W. James Jacob is Professor of Higher Education Leadership at the University of Memphis Department of Leadership. He also serves as Co-Director of the Center for the Study of Higher Education and as a member of the Leadership Memphis Executive Program. Prior to joining the University of Memphis, he served for 10 years at the University of Pittsburgh as Director of the Institute for International Studies in Education. He is the co-editor of two book series related to the development of comparative, international, and development education scholarship: International and Development Education (Palgrave Macmillan) and Pittsburgh Studies in Comparative and International Education (Sense Publishers).
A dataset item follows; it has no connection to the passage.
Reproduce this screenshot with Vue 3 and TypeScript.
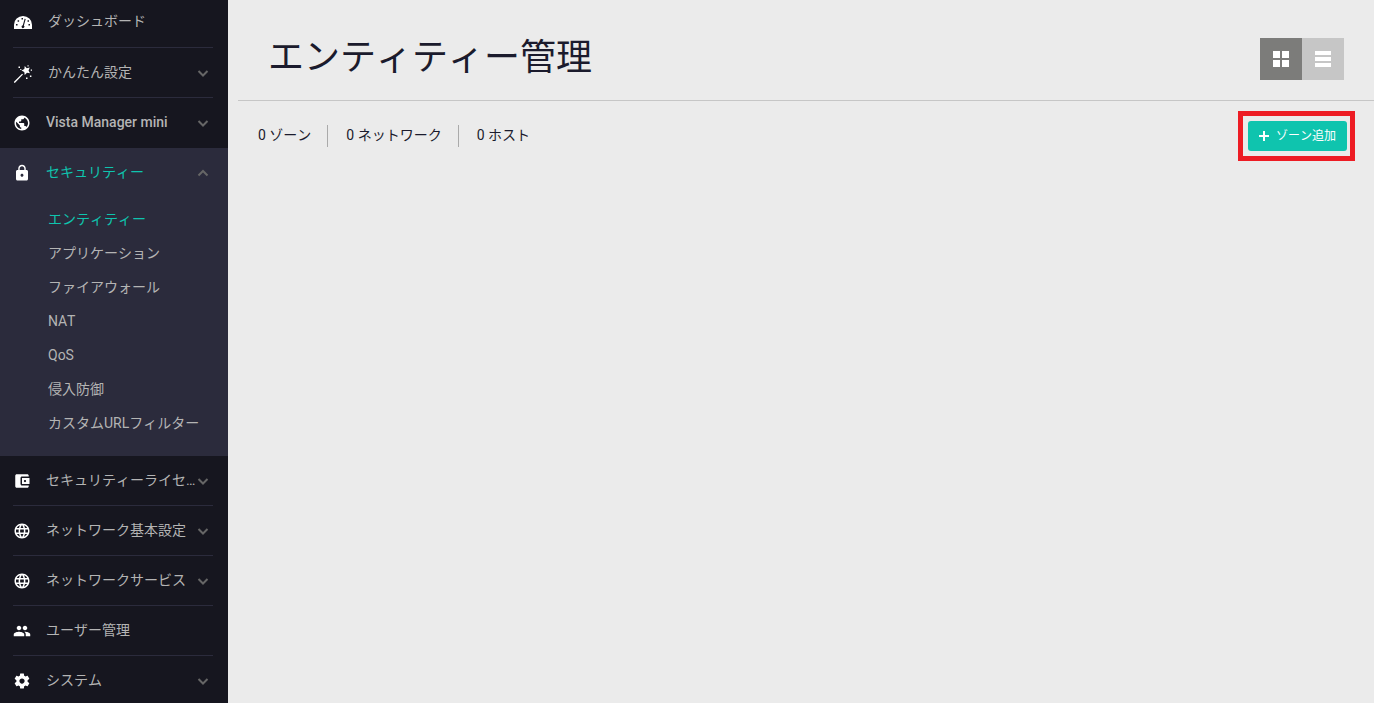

His most recent books include Strategic Transformation of Higher Education: Challenges and Solutions in a Global Economy (with Stewart E. Sutin, Rowman & Littlefield, 2016); Trends in Chinese Education (with Hongjie Chen, Routledge, 2016); Indigenous Education: Language, Culture, and Identity (with Sheng Yao Cheng and Maureen Porter, Springer, 2015); Community Engagement in Higher Education: Policy Reforms and Practice (with Stewart E. Sutin, John C. Weidman, and John L. Yeager, Sense Publishers, 2015); and Policy Debates in Comparative, International, and Development Education (with John N. Hawkins, Palgrave Macmillan, 2011). He has written extensively on comparative, international, and development education topics with an emphasis on higher education.
This volume analyzes the dominance of STEM fields in various university rankings and the reasons why many governments in the world disproportionately give value to STEM fields. Secondly, although there is general agreement that STEM fields are important, chapter authors also examine the role of interdisciplinary and multidisciplinary approaches for a revised STEM education as well as implications for the future. The book presents examples from the United States, Canada, Japan, Korea, and Taiwan.